The National People’s Congress Standing Committee adopted the Law on National Development Planning in late February, establishing for the first time a statutory framework for the Five-Year Plan process that has governed China’s economic strategy since 1953. The law, which will be formally ratified at the full NPC session opening March 5, codifies the relationship between the Communist Party’s policy directives and the government’s implementation machinery, specifying the procedures for drafting, reviewing, approving, and monitoring five-year plans. For foreign businesses and investors, the law transforms the planning process from an opaque party-state exercise into a legally defined procedure with identifiable stages, deadlines, and accountability mechanisms.

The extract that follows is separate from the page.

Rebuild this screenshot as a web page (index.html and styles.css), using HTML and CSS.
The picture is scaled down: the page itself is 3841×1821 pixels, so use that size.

The practical significance lies in the increased predictability it provides for business planning. Under the previous framework, Five-Year Plans were drafted through internal party consultations and government deliberations that provided limited external visibility. Companies learned the plan’s contents when it was published, often finding that their investment assumptions had been overtaken by policy directions they could not have anticipated. The new law establishes consultation procedures, public comment periods for certain plan components, and reporting requirements that increase the transparency of the planning process without fundamentally altering the party’s control over its direction.
The law’s monitoring provisions are particularly relevant for compliance-sensitive industries. It establishes mandatory annual reporting on plan implementation by the National Development and Reform Commission, creates evaluation criteria for assessing progress against binding and indicative targets, and authorizes the NPC Standing Committee to conduct mid-term reviews that can trigger adjustments to the plan’s objectives. For industries designated as strategic priorities in the 15th Five-Year Plan, including AI, semiconductors, clean energy, and advanced manufacturing, the monitoring framework provides a mechanism for tracking whether government support commitments are being fulfilled and whether regulatory conditions are evolving as expected.
The foreign investment dimensions of the planning law interact with the broader regulatory environment in ways that require careful analysis. The law confirms that Five-Year Plans may include provisions relating to foreign investment guidance, market access conditions, and technology transfer expectations. These provisions are already embedded in the 15th Five-Year Plan’s emphasis on “high-standard opening up” alongside technology self-reliance. The codification in statutory form means that the investment conditions articulated in the plan carry enhanced legal authority, though enforcement remains subject to the discretion of sector-specific regulators whose interpretation of plan objectives may vary.
The 15th Five-Year Plan that the NPC will adopt at the March session represents the first plan to be drafted and approved under the new statutory framework. The plan’s growth target of 4.5-5%, its emphasis on domestic demand expansion, and its technology self-reliance agenda have been widely previewed. The planning law ensures that the implementation process will follow defined procedures, that deviations from the plan’s objectives will be reported through institutional channels, and that the NPC retains formal oversight authority over the government’s execution of the plan’s targets.
For investors, the planning law provides a modest but meaningful improvement in the regulatory infrastructure supporting investment decisions in China. It does not change the fundamental reality that the party determines the direction of economic policy, but it increases the procedural transparency and institutional accountability that surround the implementation process. Companies that engage with the planning process through the newly established consultation mechanisms will have earlier visibility into policy directions that affect their operations. Those that treat the Five-Year Plan as a static document to be read once and filed will miss the ongoing adjustments and monitoring reports that the new law mandates.